Exercise brief → Find each line holding the word "components" and give the total alone.

Source material →
===

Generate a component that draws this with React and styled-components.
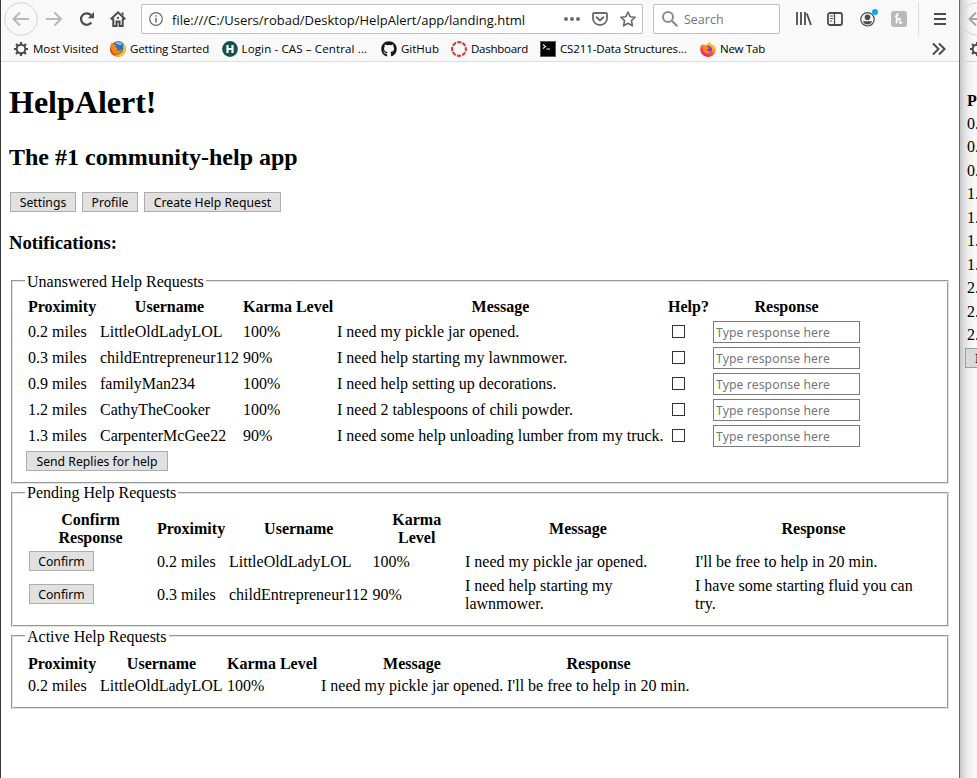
import React from "react";
import styled, { createGlobalStyle } from "styled-components";
import { FaGithub } from "react-icons/fa";

const SERIF = '"Liberation Serif", "Times New Roman", serif';
const UI = '"Open Sans", "Segoe UI", sans-serif';
const CONTROL = '"Noto Sans", Tahoma, sans-serif';

const GlobalStyle = createGlobalStyle`
  * { box-sizing: border-box; }
  body { margin: 0; background: #fff; color: #000; overflow: hidden; font: 16px/18px ${SERIF}; }
`;

/* ---------- windows ---------- */
const Desktop = styled.div`
  display: flex;
  width: 977px;
  height: 778px;
  overflow: hidden;
`;
const BrowserWindow = styled.div`
  width: 960px;
  flex: none;
  border-left: 1px solid #38383a;
  border-right: 1px solid #64686a;
  background: #fff;
`;
const Chrome = styled.header`
  height: 62px;
  background: #f9f9fa;
  border-bottom: 1px solid #dedede;
`;
const NavBar = styled.div`
  display: flex;
  align-items: center;
  height: 38px;
`;
const NavIcon = styled.svg`
  display: block;
  flex: none;
  width: ${(p) => p.$w}px;
  height: ${(p) => p.$h || p.$w}px;
  margin-left: ${(p) => p.$gap || 0}px;
  overflow: visible;
  fill: none;
  stroke: ${(p) => p.$color || "#4a4a4f"};
  stroke-width: 2;
`;
const FieldBox = styled.div`
  display: flex;
  align-items: center;
  flex: none;
  width: ${(p) => p.$w}px;
  height: 30px;
  margin-left: ${(p) => p.$gap}px;
  border: 1px solid #bfbfc0;
  border-radius: 2px;
  background: #fff;
  font: ${(p) => p.$size}px/28px ${UI};
  color: ${(p) => p.$color};
  white-space: nowrap;
`;
const FieldText = styled.span`
  flex: 1;
  padding: 2px 0 0 ${(p) => p.$left}px;
`;
const EndGap = styled.span`
  width: 6px;
  flex: none;
`;
const Spacer = styled.span`
  flex: 1;
`;
const Divider = styled.i`
  width: 1px;
  height: 34px;
  margin: 0 0 0 11px;
  background: #dcdcdd;
`;
const Bookmarks = styled.nav`
  display: flex;
  align-items: center;
  height: 22px;
  padding-left: 12px;
  font: 11.5px/20px ${UI};
  white-space: nowrap;
`;
const Bookmark = styled.a`
  display: flex;
  align-items: center;
  gap: 4px;
  flex: none;
  width: ${(p) => p.$w}px;
  letter-spacing: ${(p) => p.$ls || 0}px;
`;

/* ---------- page ---------- */
const Page = styled.main`
  padding: 0 10px 0 8px;
`;
const H1 = styled.h1`
  margin: 21px 0 0;
  font-size: 32px;
  line-height: 38px;
`;
const H2 = styled.h2`
  margin: 22px 0 0;
  font-size: 24px;
  line-height: 28px;
`;
const H3 = styled.h3`
  margin: 20px 0 0;
  font-size: 18.72px;
  line-height: 22px;
`;
const ButtonRow = styled.div`
  display: flex;
  gap: 6px;
  margin: 21px 0 0 1px;
`;
const Button = styled.button`
  display: block;
  width: ${(p) => p.$w}px;
  height: 20px;
  margin: 0;
  padding: 1px 0 0;
  border: 1px solid #adadad;
  border-radius: 0;
  background: #e1e1e1;
  color: #000;
  font: 12.2px/17px ${CONTROL};
  letter-spacing: 0.02px;
  white-space: nowrap;
  text-align: center;
`;
const Group = styled.section`
  height: ${(p) => p.$h}px;
  margin: ${(p) => p.$gap}px 0 0 2px;
  padding-left: 14px;
  border: 1px solid;
  border-color: #989898 #e2e2e2 #e2e2e2 #989898;
  box-shadow: inset 1px 1px #e2e2e2, inset -1px -1px #989898;
`;
const Legend = styled.div`
  width: max-content;
  height: 18px;
  margin: ${(p) => -(p.$rise || 8)}px 0 ${(p) => p.$below}px -1px;
  padding: 0 2px;
  background: #fff;
`;
const Table = styled.table`
  table-layout: fixed;
  width: ${(p) => p.$w}px;
  margin-left: 2px;
  border-collapse: collapse;
  line-height: 18px;
`;
const Col = styled.col`
  width: ${(p) => p.$w}px;
`;
const Row = styled.tr`
  height: ${(p) => p.$h}px;
`;
const Th = styled.th`
  padding: 0 4px ${(p) => p.$bottom || 0}px 0;
  vertical-align: middle;
  white-space: nowrap;
`;
const ThWrap = styled(Th)`
  padding: 0 ${(p) => (p.$side || 0) + 4}px 0 ${(p) => p.$side || 0}px;
  white-space: normal;
`;
const Td = styled.td`
  padding: 0;
  vertical-align: middle;
`;
const Check = styled.input`
  appearance: none;
  display: block;
  width: 13px;
  height: 13px;
  margin: -1px 0 0 4px;
  border: 1px solid #333;
  background: #fff;
`;
const Reply = styled.input`
  display: block;
  width: 147px;
  height: 22px;
  margin: 0;
  padding: 0 2px;
  border: 1px solid #7a7a7a;
  border-radius: 0;
  font: 12.2px/18px ${CONTROL};
  letter-spacing: 0.1px;
  &::placeholder { color: #767676; opacity: 1; }
`;
const ButtonSlot = styled.div`
  padding: ${(p) => p.$top || 0}px 0 ${(p) => p.$bottom || 0}px ${(p) => p.$left || 0}px;
`;

/* ---------- window behind, at the right edge ---------- */
const BackWindow = styled.aside`
  flex: 1;
  overflow: hidden;
  background: linear-gradient(90deg, #c4c4c4 0, #dedede 4px, #f0f0f0 9px, #fcfcfc 17px);
`;
const BackChrome = styled.div`
  height: 62px;
  border-bottom: 1px solid #d2d2d2;
`;
const BackList = styled.div`
  height: 286px;
  padding: 27px 0 0 7px;
  line-height: 23.5px;
`;
const BackRows = styled.div`
  margin-top: -1px;
`;
const BackButton = styled(Button)`
  margin: 0 0 0 5px;
  padding-left: 9px;
  text-align: left;
  background: #d9d9d9;
  border-color: #9b9b9b;
  color: #400010;
`;

const BackArrow = ({ color }) => (
  <>
    <circle cx="17" cy="17" r="16.3" stroke="#d3d3d4" strokeWidth="1" />
    <path d="M25 17H10M16 10.5L9.5 17l6.500 6.500" stroke={color} />
  </>
);
const GearShape = () => (
  <g stroke="#4a4a4f">
    <circle cx="8" cy="8" r="4.300" strokeWidth="2" />
    <path strokeWidth="2.200" d="M8 1v2.600M8 12.400V15M1 8h2.600M12.400 8H15M3.050 3.050l1.800 1.800M11.150 11.150l1.800 1.800M3.050 12.950l1.800-1.800M11.150 4.850l1.800-1.800" />
  </g>
);

const OldFirefox = () => (
  <NavIcon $w={16} viewBox="0 0 16 16">
    <g stroke="none">
      <circle cx="8" cy="8" r="7.800" fill="#e66a10" />
      <circle cx="8.600" cy="6.300" r="6" fill="#2b72b8" />
      <path d="M5 2.500C7 .6 10.500.5 12.500 2.800L10 4.500 7.500 3.200z" fill="#72c1ea" />
      <path d="M.4 5C.8 3 1.500 2.200 2 1.500l1 2c1.500-.3 2.500 0 3.500.6C5.500 5 5.500 5.800 6 6.500l2 .5-1.500 1.800c.8 1.500 3.500 1.500 5.500-.8C12 11 9.500 13 6.500 12.500 3 11.500 1 8.500.4 5z" fill="#f08a19" />
      <path d="M13 2.500c3 3 3.500 7.500.8 10.500-2.500 2.800-7 3.500-10.300 1.300 5 .8 9.500-2 9.800-6.800z" fill="#fcc431" />
      <path d="M1 4.500C.3 9 2 13 6 15 2 14.500-.2 11 .1 7.500z" fill="#c9400f" />
    </g>
  </NavIcon>
);
const NewFirefox = () => (
  <NavIcon $w={16} viewBox="0 0 16 16">
    <defs>
      <linearGradient id="flame" x1=".8" y1="0" x2=".25" y2="1">
        <stop offset="0" stopColor="#fff04a" />
        <stop offset=".4" stopColor="#ffa01e" />
        <stop offset=".7" stopColor="#ff4338" />
        <stop offset="1" stopColor="#e8178a" />
      </linearGradient>
    </defs>
    <g stroke="none">
      <path d="M9.500 0c.4 1.700 1.800 2.500 3 3.800L13.200 3C15 5 15.900 6.700 15.800 8.800 15.400 13 12 16 8 16S.3 12.800.2 8.600C.1 6 1 4.300 2 3l.4 1.600L4 2.500l.8 1.700C6.500 4 8.600 2.600 9.500 0z" fill="url(#flame)" />
      <circle cx="8" cy="8.600" r="3.900" fill="#7a35d6" />
      <path d="M3.500 5.500c2-.8 3.700-.3 4.500.8l2 .4c-.8 1.200-2 1-2.800 1.600-.3 1.700 2 2.700 4.100 1.100-.7 2.700-3.500 4-5.800 2.700C3.300 11 2.700 8 3.500 5.500z" fill="#ff8322" />
    </g>
  </NavIcon>
);

function Toolbar() {
  return (
    <NavBar>
      <NavIcon $w={34} $gap={3} viewBox="0 0 34 34"><BackArrow color="#b9b9bb" /></NavIcon>
      <NavIcon $w={16} $gap={8} $color="#b9b9bb" viewBox="0 0 16 16"><path d="M0 8h14.500M8.500 1.500L15 8l-6.500 6.500" /></NavIcon>
      <NavIcon $w={16} $gap={17} viewBox="0 0 16 16">
        <path d="M12.300 11.500A5.700 5.700 0 1 1 12 4.300" strokeWidth="2.200" />
        <path d="M15 1v6.200H8.800z" fill="#4a4a4f" stroke="none" />
      </NavIcon>
      <NavIcon $w={16} $gap={15} viewBox="0 0 16 16">
        <path d="M.8 8.300L8 1.300l7.200 7M3.300 7.500V15h3.200v-4.500h3V15h3.200V7.500" />
        <path d="M11.500 1.500h2V5l-2-2zM7 6h2v2H7z" fill="#4a4a4f" stroke="none" />
      </NavIcon>
      <FieldBox $w={502} $gap={15} $size={13} $color="#0c0c0d">
        <NavIcon $w={14} $gap={7} $color="#6b6b6e" viewBox="0 0 14 14">
          <circle cx="7" cy="7" r="6.300" strokeWidth="1.200" /><path d="M7 6v4.500M7 3.300v1.500" strokeWidth="1.500" />
        </NavIcon>
        <FieldText $left={9}>file:///C:/Users/robad/Desktop/HelpAlert/app/landing.html</FieldText>
        <NavIcon $w={16} $h={4} viewBox="0 0 16 4">
          <g fill="#6b6b6e" stroke="none"><circle cx="2" cy="2" r="2" /><circle cx="8" cy="2" r="2" /><circle cx="14" cy="2" r="2" /></g>
        </NavIcon>
        <NavIcon $w={16} $gap={12} $color="#6b6b6e" viewBox="0 0 16 16">
          <path d="M2 2h12q1 0 1 1v4.500a7 6.500 0 0 1-14 0V3q0-1 1-1z" strokeWidth="1.800" /><path d="M4.600 6.300L8 9.500l3.400-3.200" strokeWidth="2" strokeLinecap="round" />
        </NavIcon>
        <NavIcon $w={16} $gap={12} $color="#6b6b6e" viewBox="0 0 16 16">
          <path d="M8 1l2.100 4.700 5.100.5-3.800 3.500 1.100 5.100L8 12.200l-4.500 2.600 1.100-5.100L.8 6.200l5.100-.5z" strokeWidth="1.600" strokeLinejoin="round" />
        </NavIcon>
        <EndGap />
      </FieldBox>
      <FieldBox $w={127} $gap={10} $size={12.5} $color="#757575">
        <NavIcon $w={16} $gap={8} $color="#8d8d90" viewBox="0 0 16 16"><circle cx="6" cy="6" r="5" /><path d="M9.700 9.700l5.600 5.600" strokeWidth="2.300" /></NavIcon>
        <FieldText $left={6}>Search</FieldText>
      </FieldBox>
      <NavIcon $w={16} $gap={16} viewBox="0 0 16 16"><path d="M1 1v13M5 1v13M9 1v13M10.800 2.500L15 14" strokeWidth="1.800" /></NavIcon>
      <NavIcon $w={16} $gap={15} viewBox="0 0 16 16">
        <rect x="1" y="2" width="14" height="12" rx="2" strokeWidth="1.800" /><path d="M7.500 2v12" strokeWidth="1.300" /><path d="M3 5h3M3 7.500h3M3 10h2" strokeWidth="1" />
      </NavIcon>
      <NavIcon $w={16} $gap={17} viewBox="0 0 16 16">
        <circle cx="7.500" cy="8.300" r="6.700" strokeWidth="1.200" />
        <circle cx="7.500" cy="6.300" r="2.800" fill="#4a4a4f" stroke="none" /><path d="M2.800 10.300h9.400c-1 2.200-2.700 3.200-4.700 3.200s-3.700-1-4.700-3.200z" fill="#4a4a4f" stroke="none" />
        <circle cx="15" cy="1" r="3" fill="#00a8f5" stroke="none" />
      </NavIcon>
      <NavIcon $w={16} $gap={15} viewBox="0 0 16 16">
        <rect width="16" height="16" rx="3" fill="#b9b9ba" stroke="none" />
        <path d="M4 5.500C5.500 5.300 7.500 3.500 6.800 2.800 5.800 2.300 5.500 6 5.500 12.500 5.800 9.500 7 7.500 8.500 7.600c1.500.2-.4 4.100.7 4.500.7.200 1.300-.2 1.800-.9" stroke="#fff" strokeWidth="1.500" />
      </NavIcon>
      <Divider />
      <NavIcon $w={12} $h={12} $gap={15} viewBox="0 0 12 12"><path d="M0 1h12M0 6h12M0 11h12" /></NavIcon>
    </NavBar>
  );
}

function BookmarkBar() {
  return (
    <Bookmarks>
      <Bookmark $w={97}><NavIcon $w={16} viewBox="0 0 16 16"><GearShape /></NavIcon>Most Visited</Bookmark>
      <Bookmark $w={111.5} $ls={-0.15}><OldFirefox />Getting Started</Bookmark>
      <Bookmark $w={159.5} $ls={0.14}>
        <NavIcon $w={16} viewBox="0 0 16 16"><circle cx="8" cy="8" r="7.900" fill="#15524f" stroke="none" /><path d="M5.500 4v8M10.500 4v8M5.500 8h5" stroke="#fff" strokeWidth="2.200" /></NavIcon>
        Login - CAS – Central ...
      </Bookmark>
      <Bookmark $w={70}><FaGithub size={16} color="#191717" />GitHub</Bookmark>
      <Bookmark $w={89} $ls={-0.25}>
        <NavIcon $w={16} viewBox="0 0 16 16"><circle cx="8" cy="8" r="6.900" stroke="#e13a2e" strokeWidth="2.100" strokeDasharray="4.200 1.219" strokeDashoffset="2.100" /></NavIcon>
        Dashboard
      </Bookmark>
      <Bookmark $w={160} $ls={-0.13}>
        <NavIcon $w={16} viewBox="0 0 16 16"><rect x=".5" y=".5" width="15" height="15" fill="#000" stroke="#55585a" strokeWidth="1" /><path d="M3 3.500l2.500 2L3 7.500M6.500 8H10" stroke="#fff" strokeWidth="1.100" /></NavIcon>
        CS211-Data Structures...
      </Bookmark>
      <Bookmark $w={80} $ls={-0.25}><NewFirefox />New Tab</Bookmark>
      <Spacer />
      <NavIcon $w={27} $h={12} viewBox="0 0 27 12"><path d="M1 .5L6.500 6 1 11.500M7 .5L12.500 6 7 11.500" /></NavIcon>
    </Bookmarks>
  );
}

const requests = [
  ["0.2 miles", "LittleOldLadyLOL", "100%", "I need my pickle jar opened."],
  ["0.3 miles", "childEntrepreneur112", "90%", "I need help starting my lawnmower."],
  ["0.9 miles", "familyMan234", "100%", "I need help setting up decorations."],
  ["1.2 miles", "CathyTheCooker", "100%", "I need 2 tablespoons of chili powder."],
  ["1.3 miles", "CarpenterMcGee22", "90%", "I need some help unloading lumber from my truck."],
];
const pending = [
  [26, "0.2 miles", "LittleOldLadyLOL", "100%", "I need my pickle jar opened.", "I'll be free to help in 20 min."],
  [40, "0.3 miles", "childEntrepreneur112", "90%", "I need help starting my lawnmower.", "I have some starting fluid you can try."],
];
const Columns = ({ widths }) => <colgroup>{widths.map((w, i) => <Col key={i} $w={w} />)}</colgroup>;

function Unanswered() {
  return (
    <Group $h={204} $gap={26}>
      <Legend $below={7}>Unanswered Help Requests</Legend>
      <Table $w={836}>
        <Columns widths={[72, 143, 94, 331, 45, 151]} />
        <tbody>
          <Row $h={21}>
            {["Proximity", "Username", "Karma Level", "Message", "Help?", "Response"].map((t) => <Th key={t} $bottom={3}>{t}</Th>)}
          </Row>
          {requests.map((r) => (
            <Row key={r[0]} $h={26}>
              {r.map((t) => <Td key={t}>{t}</Td>)}
              <Td><Check type="checkbox" /></Td>
              <Td><Reply placeholder="Type response here" /></Td>
            </Row>
          ))}
        </tbody>
      </Table>
      <ButtonSlot $top={2}><Button $w={142}>Send Replies for help</Button></ButtonSlot>
    </Group>
  );
}
function Pending() {
  return (
    <Group $h={135} $gap={8}>
      <Legend $rise={9} $below={7}>Pending Help Requests</Legend>
      <Table $w={908}>
        <Columns widths={[129, 72, 143.5, 92.5, 230, 241]} />
        <tbody>
          <Row $h={40}>
            <ThWrap $side={24}>Confirm Response</ThWrap>
            <Th>Proximity</Th>
            <Th>Username</Th>
            <ThWrap>Karma Level</ThWrap>
            <Th>Message</Th>
            <Th>Response</Th>
          </Row>
          {pending.map(([h, ...cells]) => (
            <Row key={cells[0]} $h={h}>
              <Td><ButtonSlot $left={1} $bottom={2}><Button $w={65}>Confirm</Button></ButtonSlot></Td>
              {cells.map((t) => <Td key={t}>{t}</Td>)}
            </Row>
          ))}
        </tbody>
      </Table>
    </Group>
  );
}
function Active() {
  return (
    <Group $h={74} $gap={8}>
      <Legend $below={7}>Active Help Requests</Legend>
      <Table $w={666}>
        <Columns widths={[72, 127, 94, 186, 187]} />
        <tbody>
          <Row $h={22}>
            {["Proximity", "Username", "Karma Level", "Message", "Response"].map((t) => <Th key={t}>{t}</Th>)}
          </Row>
          <Row $h={22}>
            {pending[0].slice(1).map((t) => <Td key={t}>{t}</Td>)}
          </Row>
        </tbody>
      </Table>
    </Group>
  );
}

export default function App() {
  return (
    <Desktop>
      <GlobalStyle />
      <BrowserWindow>
        <Chrome><Toolbar /><BookmarkBar /></Chrome>
        <Page>
          <H1>HelpAlert!</H1>
          <H2>The #1 community-help app</H2>
          <ButtonRow>
            <Button $w={66}>Settings</Button>
            <Button $w={56}>Profile</Button>
            <Button $w={137}>Create Help Request</Button>
          </ButtonRow>
          <H3>Notifications:</H3>
          <Unanswered />
          <Pending />
          <Active />
        </Page>
      </BrowserWindow>
      <BackWindow>
        <BackChrome>
          <NavIcon $w={34} $h={38} viewBox="0 -2 34 38"><BackArrow color="#a5a5a6" /></NavIcon>
          <NavIcon $w={16} $h={22} $gap={9} viewBox="0 -3 16 22"><GearShape /></NavIcon>
        </BackChrome>
        <BackList>
          <b>P</b>
          <BackRows>
            {["0.", "0.", "0.", "1.", "1.", "1.", "1.", "2.", "2.", "2."].map((d, i) => <div key={i}>{d}</div>)}
          </BackRows>
        </BackList>
        <BackButton $w={65}>I</BackButton>
      </BackWindow>
    </Desktop>
  );
}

===

Written answer → 2